5. Architecture in Cities and the Future of Humankind

The keywords and themes of current global vernacular architecture research are further identified: “Energy and Thermal Comfort”, “National Countermeasures and Seismology”, “Vernacular Architectural Heritage Conservation and Sustainability”, and “Urban and Vernacular Architecture”. The study found that these are the topics and research directions of interest to practitioners and related scholars, covering the fields of engineering and humanities. It is also evident from the analysis of the literature data that, in order to solve the problems of air pollution and energy consumption in contemporary cities, the technologies in vernacular architecture can be utilised [3]. Such traditional techniques can benefit the residential areas of modern cities and efficiently transform the traditional strategies into sustainable and favourable conditions for human survival.
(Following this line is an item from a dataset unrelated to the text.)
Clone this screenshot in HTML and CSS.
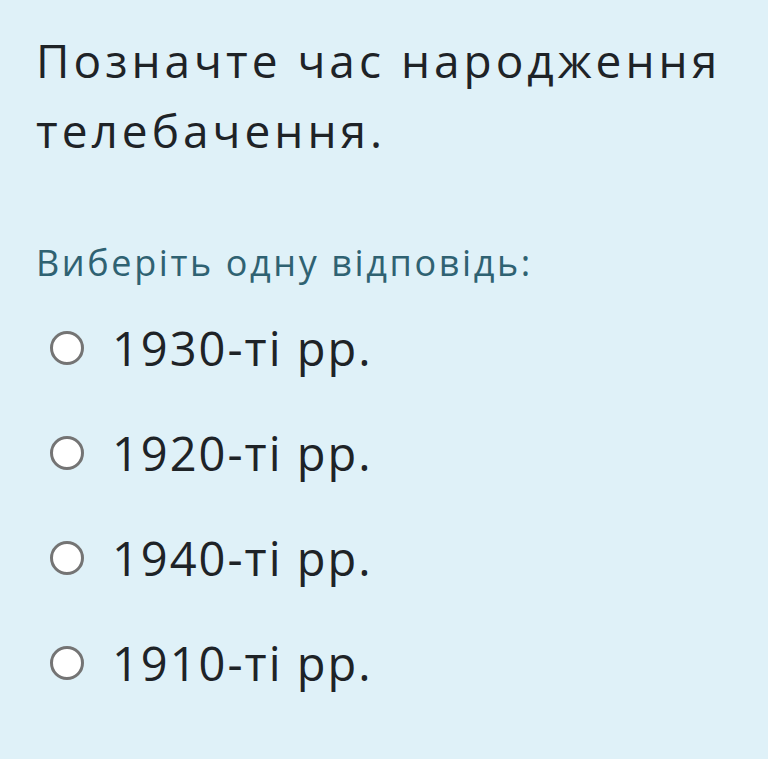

Therefore, they must be further considered by both industry practitioners and researchers.
However, in the conflict between urbanisation and architectural styles, vernacular architecture must find a new identity in the city as well as in human society [10]. Through the literature, it is evident that vernacular architecture can provide strategies with feasibility for urban development. For instance, vernacular traditional construction strategies have good potential in designing urban areas that, when combined with contemporary design methods, can more effectively satisfy the daily needs of the occupants to provide more sustainable living environments [4]. Modern architecture is more likely to achieve architectural sustainability when following the design principles of vernacular types, whether in terms of ventilation, climate comfort, building materials, or technology. Thus, vernacular architecture can guide the behavioural patterns of the occupants and contribute to the sustainable development of the architecture in cities [6]. In addition, the study of vernacular architecture is intended to facilitate architects becoming more familiar with architecture and urbanisation which, in turn, can enhance the sustainability of the city [1].